National Lecture Program

AIA Lecturer: Ellen E. Bell

Affiliation: California State University Stanislaus

Dr. Ellen Bell is a Professor of Anthropology at California State University Stanislaus. She hold a degree in Anthropology from Kenyon College (B.A., summa cum laude), and received her Ph.D. in Anthropology from the University of Pennsylvania. Her research interests include Mesoamerican Archaeology, Maya epigraphy and iconography, the archaeology of gender, political organization and economy, and the Anthropology of religion and ritual. She has conducted fieldwork in Honduras and Belize for over 30 years, and has received funding from the National Endowment for the Humanities and a Fulbright grant to pursue her research. She is one of the speakers for the AIA’s Norton Lectureship for the 2023-2024 National Lecture Program.

Abstracts:


Political intrigues are nothing new, but the tools people in power use to communicate their messages have changed dramatically through time. Objects are persuasive communicators of social relationships, personal identities, and political ties. As such, they are powerful tools in narratives of personal identity, political legitimacy, and social power. This active, agentive role is nowhere more visible than in the narratives materialized in the monumental constructions and ritual deposits used by Classic period (AD 250-900) Maya rulers to instantiate and legitimate their rule.
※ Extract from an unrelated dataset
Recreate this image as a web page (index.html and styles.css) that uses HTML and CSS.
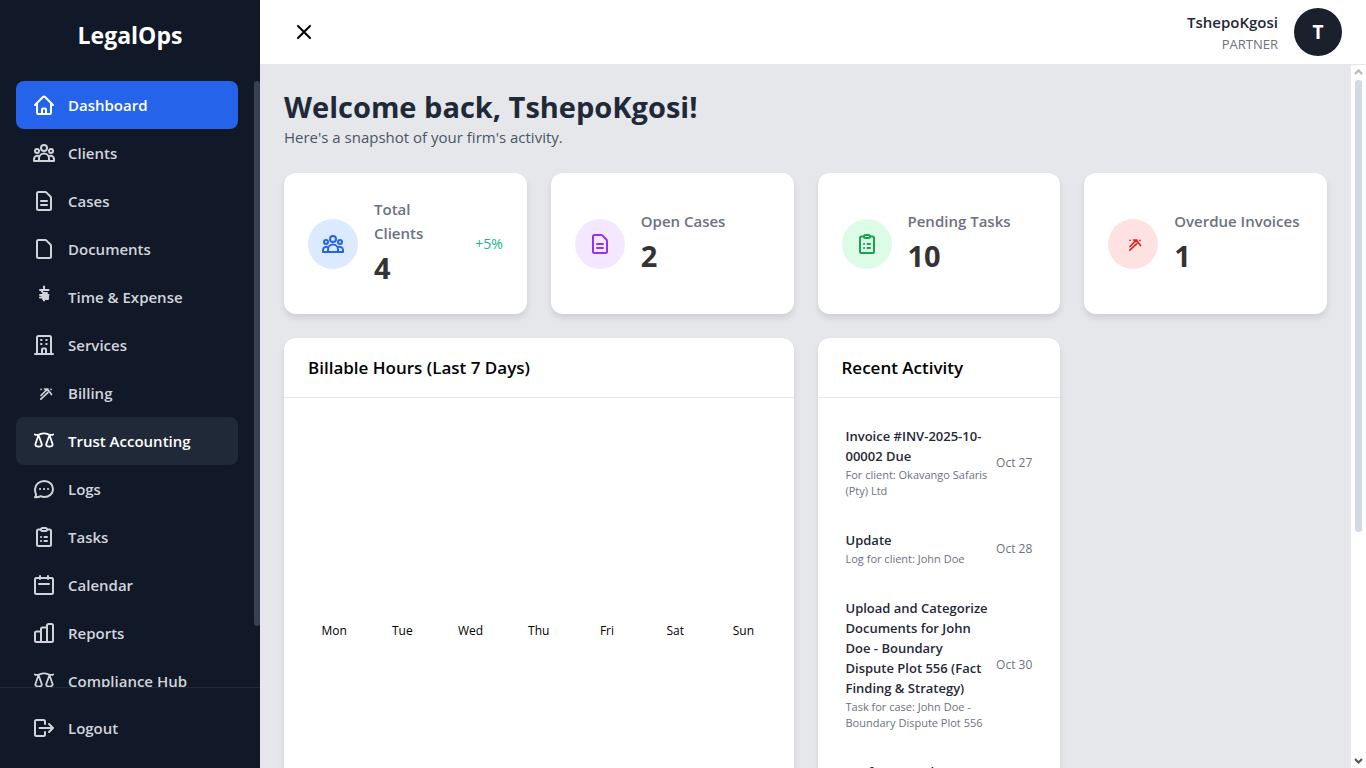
FILE: index.html
```html
<!DOCTYPE html>
<html lang="en">
<head>
  <meta charset="UTF-8">
  <title>LegalOps</title>
  <meta name="viewport" content="width=device-width, initial-scale=1.0">
  <link rel="stylesheet" href="styles.css">
</head>
<body>

<svg class="sprite" aria-hidden="true">
  <symbol id="i-home" viewBox="0 0 24 24"><path d="M3 12 11.200 3.800a1.100 1.100 0 0 1 1.600 0L21 12M5 10.500V20a1 1 0 0 0 1 1h12a1 1 0 0 0 1-1v-9.500M10 21v-4.500a1 1 0 0 1 1-1h2a1 1 0 0 1 1 1V21"/></symbol>
  <symbol id="i-users" viewBox="0 0 24 24"><circle cx="12" cy="7" r="3"/><circle cx="5" cy="10" r="2"/><circle cx="19" cy="10" r="2"/><path d="M7 20v-2.500a5 5 0 0 1 10 0V20M7.200 15.300A3.400 3.400 0 0 0 2 18v2h20v-2a3.400 3.400 0 0 0-5.200-2.700"/></symbol>
  <symbol id="i-case" viewBox="0 0 24 24"><path d="M6.500 3h6.600a2 2 0 0 1 1.400.6l3.900 3.900a2 2 0 0 1 .6 1.400v10.600a1.500 1.500 0 0 1-1.500 1.500h-11a1.500 1.500 0 0 1-1.500-1.500v-15A1.500 1.500 0 0 1 6.500 3ZM9 12h6M9 16h6"/></symbol>
  <symbol id="i-doc" viewBox="0 0 24 24"><path d="M6.500 3h6.600a2 2 0 0 1 1.400.6l3.900 3.900a2 2 0 0 1 .6 1.400v10.600a1.500 1.500 0 0 1-1.500 1.500h-11a1.500 1.500 0 0 1-1.500-1.500v-15A1.500 1.500 0 0 1 6.500 3Z"/></symbol>
  <symbol id="i-time" viewBox="0 0 24 24"><path d="M12 1.500v2M8 5h8.500M9.500 5.500l1.500 2.500h4M8 10h8.500M8 12.500h2M10 10.500h6v3.500h-5M10.500 12.500h4M12 13v2.500M15.500 14h-2"/></symbol>
  <symbol id="i-building" viewBox="0 0 24 24"><path d="M3 21h18M5 21V4.500A1.500 1.500 0 0 1 6.500 3h11A1.500 1.500 0 0 1 19 4.500V21M10 21v-4.500a1 1 0 0 1 1-1h2a1 1 0 0 1 1 1V21M9 7h.5M14.200 7h.5M9 11h.5M14.200 11h.5"/></symbol>
  <symbol id="i-billing" viewBox="0 0 24 24"><path stroke-width="1.700" d="m8.800 18.200 7-6.500M9 14.500l4.500-4.500M12.500 8h3.500M13.500 9.500h3l3 4M9 8.300h.1M19 8.300h.1"/></symbol>
  <symbol id="i-scale" viewBox="0 0 24 24"><path stroke-width="1.800" d="M2.800 5.500c1.600.8 3.200.5 4.800-.2 2.600-1 6.200-1 8.800 0 1.600.7 3.200 1 4.800.2M6.500 6 3.300 15.500c.2 2.700 6.400 2.700 6.600 0L6.500 6M17.500 6l-3.400 9.500c.2 2.700 6.400 2.700 6.600 0L17.500 6"/></symbol>
  <symbol id="i-chat" viewBox="0 0 24 24"><path d="M12.300 4c4.900 0 8.700 3.500 8.700 8s-3.800 8-8.700 8c-1.400 0-2.700-.3-3.800-.8-1.700 1-3.500 1.300-5.500 1 .9-1 1.200-1.700 1-2.900C3.200 15.800 3 14 3 12c.3-4.500 4.400-8 9.300-8ZM8 12h.1M12 12h.1M16 12h.1"/></symbol>
  <symbol id="i-task" viewBox="0 0 24 24"><path d="M8.300 4.500H6.500A1.500 1.500 0 0 0 5 6v13.500A1.500 1.500 0 0 0 6.500 21h11a1.500 1.500 0 0 0 1.500-1.500V6a1.500 1.500 0 0 0-1.500-1.500h-1.800M9 12h.1M12.500 12H15M9 16h.1M12.500 16H15"/><rect x="9" y="3" width="6" height="3" rx="1.500"/></symbol>
  <symbol id="i-calendar" viewBox="0 0 24 24"><rect x="3" y="5" width="18" height="16" rx="1.500"/><path d="M8 3v3M16 3v3M7 11h10"/></symbol>
  <symbol id="i-chart" viewBox="0 0 24 24"><path d="M9 21V8a1.500 1.500 0 0 1 1.500-1.500H15M9 10.500H4.500A1.500 1.500 0 0 0 3 12v7.500A1.500 1.500 0 0 0 4.500 21h15a1.500 1.500 0 0 0 1.500-1.500v-15A1.500 1.500 0 0 0 19.500 3h-3A1.500 1.500 0 0 0 15 4.500V21"/></symbol>
  <symbol id="i-logout" viewBox="0 0 24 24"><path d="M13 8V5.500A1.500 1.500 0 0 0 11.500 4h-7A1.500 1.500 0 0 0 3 5.500v13A1.500 1.500 0 0 0 4.500 20h7a1.500 1.500 0 0 0 1.500-1.500V16M7.500 12H21M17 8l4 4-4 4"/></symbol>
  <symbol id="i-close" viewBox="0 0 24 24"><path d="M6 6l12 12M18 6 6 18"/></symbol>
</svg>

<div class="app">
  <aside class="sidebar">
    <div class="brand">LegalOps</div>
    <div class="nav-wrap">
      <nav class="nav">
        <a href="#" class="nav-item active"><svg class="icon"><use href="#i-home"/></svg>Dashboard</a>
        <a href="#" class="nav-item"><svg class="icon"><use href="#i-users"/></svg>Clients</a>
        <a href="#" class="nav-item"><svg class="icon"><use href="#i-case"/></svg>Cases</a>
        <a href="#" class="nav-item"><svg class="icon"><use href="#i-doc"/></svg>Documents</a>
        <a href="#" class="nav-item"><svg class="icon"><use href="#i-time"/></svg>Time &amp; Expense</a>
        <a href="#" class="nav-item"><svg class="icon"><use href="#i-building"/></svg>Services</a>
        <a href="#" class="nav-item"><svg class="icon"><use href="#i-billing"/></svg>Billing</a>
        <a href="#" class="nav-item hovered"><svg class="icon"><use href="#i-scale"/></svg>Trust Accounting</a>
        <a href="#" class="nav-item"><svg class="icon"><use href="#i-chat"/></svg>Logs</a>
        <a href="#" class="nav-item"><svg class="icon"><use href="#i-task"/></svg>Tasks</a>
        <a href="#" class="nav-item"><svg class="icon"><use href="#i-calendar"/></svg>Calendar</a>
        <a href="#" class="nav-item"><svg class="icon"><use href="#i-chart"/></svg>Reports</a>
        <a href="#" class="nav-item"><svg class="icon"><use href="#i-scale"/></svg>Compliance Hub</a>
      </nav>
      <div class="nav-scroll"><div class="nav-thumb"></div></div>
    </div>
    <div class="sidebar-footer">
      <button type="button" class="nav-item"><svg class="icon"><use href="#i-logout"/></svg>Logout</button>
    </div>
  </aside>

  <div class="page">
    <header class="topbar">
      <button type="button" class="toggle" aria-label="Close menu"><svg class="icon"><use href="#i-close"/></svg></button>
      <div class="user">
        <div class="user-text">
          <div class="user-name">TshepoKgosi</div>
          <div class="user-role">PARTNER</div>
        </div>
        <div class="avatar">T</div>
      </div>
    </header>

    <div class="body">
      <main class="content">
        <h1>Welcome back, TshepoKgosi!</h1>
        <p class="subtitle">Here's a snapshot of your firm's activity.</p>

        <div class="grid">
          <section class="card stat">
            <div class="stat-icon blue"><svg class="icon"><use href="#i-users"/></svg></div>
            <div class="stat-text">
              <div class="stat-label">Total Clients</div>
              <div class="stat-value">4</div>
            </div>
            <div class="stat-change">+5%</div>
          </section>
          <section class="card stat">
            <div class="stat-icon purple"><svg class="icon"><use href="#i-case"/></svg></div>
            <div class="stat-text">
              <div class="stat-label">Open Cases</div>
              <div class="stat-value">2</div>
            </div>
          </section>
          <section class="card stat">
            <div class="stat-icon green"><svg class="icon"><use href="#i-task"/></svg></div>
            <div class="stat-text">
              <div class="stat-label">Pending Tasks</div>
              <div class="stat-value">10</div>
            </div>
          </section>
          <section class="card stat">
            <div class="stat-icon red"><svg class="icon"><use href="#i-billing"/></svg></div>
            <div class="stat-text">
              <div class="stat-label">Overdue Invoices</div>
              <div class="stat-value">1</div>
            </div>
          </section>

          <section class="card wide">
            <h2>Billable Hours (Last 7 Days)</h2>
            <div class="chart">
              <span>Mon</span><span>Tue</span><span>Wed</span><span>Thu</span><span>Fri</span><span>Sat</span><span>Sun</span>
            </div>
          </section>

          <section class="card">
            <h2>Recent Activity</h2>
            <ul class="activity">
              <li>
                <div class="activity-text">
                  <div class="activity-title">Invoice #INV-2025-10-00002 Due</div>
                  <div class="activity-sub">For client: Okavango Safaris (Pty) Ltd</div>
                </div>
                <time>Oct 27</time>
              </li>
              <li>
                <div class="activity-text">
                  <div class="activity-title">Update</div>
                  <div class="activity-sub">Log for client: John Doe</div>
                </div>
                <time>Oct 28</time>
              </li>
              <li>
                <div class="activity-text">
                  <div class="activity-title">Upload and Categorize Documents for John Doe - Boundary Dispute Plot 556 (Fact Finding &amp; Strategy)</div>
                  <div class="activity-sub">Task for case: John Doe - Boundary Dispute Plot 556</div>
                </div>
                <time>Oct 30</time>
              </li>
              <li>
                <div class="activity-text">
                  <div class="activity-title">Draft Research Memo</div>
                </div>
              </li>
            </ul>
          </section>
        </div>
      </main>

      <div class="scrollbar" aria-hidden="true">
        <svg class="arrow up" viewBox="0 0 9 6"><path d="M1 5l3.500-3.500L8 5"/></svg>
        <div class="thumb"></div>
        <svg class="arrow down" viewBox="0 0 9 6"><path d="M1 1l3.500 3.500L8 1"/></svg>
      </div>
    </div>
  </div>
</div>

</body>
</html>
```
FILE: styles.css
```css
* {
  box-sizing: border-box;
}

body {
  margin: 0;
  font-family: "Segoe UI", "Open Sans", "Noto Sans", sans-serif;
  font-size: 15px;
  line-height: 24px;
  background: #e5e7eb;
  color: #000;
}

h1, h2, p, ul {
  margin: 0;
  padding: 0;
}

button {
  border: 0;
  background: none;
  font: inherit;
  cursor: pointer;
}

.sprite {
  display: none;
}

.icon {
  width: 24px;
  height: 24px;
  flex: none;
  fill: none;
  stroke: currentColor;
  stroke-width: 2;
  stroke-linecap: round;
  stroke-linejoin: round;
}

.app {
  display: flex;
  height: 100vh;
  overflow: hidden;
}

/* sidebar */
.sidebar {
  width: 260px;
  flex: none;
  display: flex;
  flex-direction: column;
  background: #111827;
}

.brand {
  padding: 19px 16px 30px;
  font-size: 23px;
  line-height: 32px;
  font-weight: 700;
  color: #fff;
  text-align: center;
}

.nav-wrap {
  flex: 1;
  min-height: 0;
  display: flex;
}

.nav {
  flex: 1;
  padding: 0 16px;
  overflow: hidden;
}

.nav-scroll {
  width: 6px;
}

.nav-thumb {
  height: 90%;
  background: #374151;
  border-radius: 3px;
}

.nav-item {
  display: flex;
  align-items: center;
  gap: 12px;
  width: 100%;
  height: 48px;
  padding: 0 16px;
  border-radius: 8px;
  color: #d1d5db;
  font-weight: 600;
  text-decoration: none;
}

.nav-item.active {
  background: #2563eb;
  color: #fff;
}

.nav-item.hovered {
  background: #1f2937;
  color: #fff;
}

.sidebar-footer {
  padding: 16px;
  border-top: 1px solid #1f2937;
}

/* top bar */
.page {
  flex: 1;
  min-width: 0;
  display: flex;
  flex-direction: column;
}

.topbar {
  display: flex;
  justify-content: space-between;
  align-items: center;
  height: 65px;
  padding: 0 24px;
  background: #fff;
  border-bottom: 1px solid #e5e7eb;
}

.toggle {
  display: flex;
  padding: 8px;
}

.user {
  display: flex;
  align-items: center;
  gap: 16px;
  text-align: right;
}

.user-name {
  font-weight: 600;
  color: #1f2937;
}

.user-role {
  font-size: 13px;
  line-height: 20px;
  color: #6b7280;
}

.avatar {
  width: 48px;
  height: 48px;
  border-radius: 50%;
  background: #1a202c;
  color: #fff;
  font-size: 19px;
  font-weight: 700;
  line-height: 48px;
  text-align: center;
}

/* content */
.body {
  flex: 1;
  min-height: 0;
  display: flex;
}

.content {
  flex: 1;
  padding: 24px;
  overflow: hidden;
}

h1 {
  font-size: 29px;
  line-height: 36px;
  color: #1f2937;
}

.subtitle {
  margin-bottom: 24px;
  color: #4b5563;
}

.grid {
  display: grid;
  grid-template-columns: repeat(4, minmax(0, 1fr));
  gap: 24px;
}

.card {
  background: #fff;
  border-radius: 12px;
  box-shadow: 0 4px 6px rgba(0, 0, 0, 0.1);
}

.wide {
  grid-column: span 2;
}

.stat {
  display: flex;
  align-items: center;
  gap: 16px;
  min-height: 141px;
  padding: 24px;
}

.stat-icon {
  display: flex;
  align-items: center;
  justify-content: center;
  width: 50px;
  height: 50px;
  flex: none;
  border-radius: 50%;
}

.blue { background: #dbeafe; color: #2563eb; }
.purple { background: #f3e8ff; color: #9333ea; }
.green { background: #dcfce7; color: #16a34a; }
.red { background: #fee2e2; color: #dc2626; }

.stat-text {
  flex: 1;
}

.stat-label {
  font-weight: 600;
  color: #6b7280;
}

.stat-value {
  font-size: 29px;
  line-height: 45px;
  font-weight: 700;
  color: #333;
}

.stat-change {
  font-size: 14px;
  color: #10b981;
}

h2 {
  padding: 16px 24px;
  border-bottom: 1px solid #e5e7eb;
  font-size: 17px;
  line-height: 27px;
  font-weight: 600;
}

.chart {
  display: flex;
  align-items: flex-end;
  height: 260px;
  padding: 16px;
  font-size: 12px;
  line-height: 22px;
}

.chart span {
  flex: 1;
  text-align: center;
}

.activity {
  list-style: none;
  padding: 12px 24px;
}

.activity li {
  display: flex;
  align-items: center;
  justify-content: space-between;
  gap: 4px;
  padding: 16px 4px 15px;
}

.activity-title {
  font-size: 13px;
  line-height: 20px;
  font-weight: 600;
  color: #1f2937;
}

.activity-sub,
.activity time {
  font-size: 11px;
  line-height: 16px;
  color: #6b7280;
}

.activity-sub {
  margin-top: 1px;
}

.activity time {
  font-size: 12px;
  white-space: nowrap;
}

/* scrollbar */
.scrollbar {
  display: flex;
  flex-direction: column;
  align-items: center;
  width: 15px;
  padding: 4px 0;
  background: #fff;
}

.thumb {
  width: 7px;
  height: 65%;
  margin-top: 5px;
  border-radius: 3px;
  background: #d1dae3;
}

.arrow {
  width: 9px;
  height: 6px;
  flex: none;
  fill: none;
  stroke: #b5b5b5;
  stroke-width: 2;
}

.down {
  margin-top: auto;
  stroke: #555;
}
```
This lecture explores the ways in which the richly furnished and elaborately decorated burial complex of K’inich Yax K’uk’ Mo’, the founder of the Classic period ruling dynasty at the Maya center of Copan, Honduras, supported the newly installed king’s claim to power and helped his successors rule the center for the next 400 years. This exploration draws on tunneling excavations and multidisciplinary research undertaken by the University of Pennsylvania Museum from 1989 to 2002 and recently completed comparative analyses to probe the intricacies of Early Classic Maya kingship.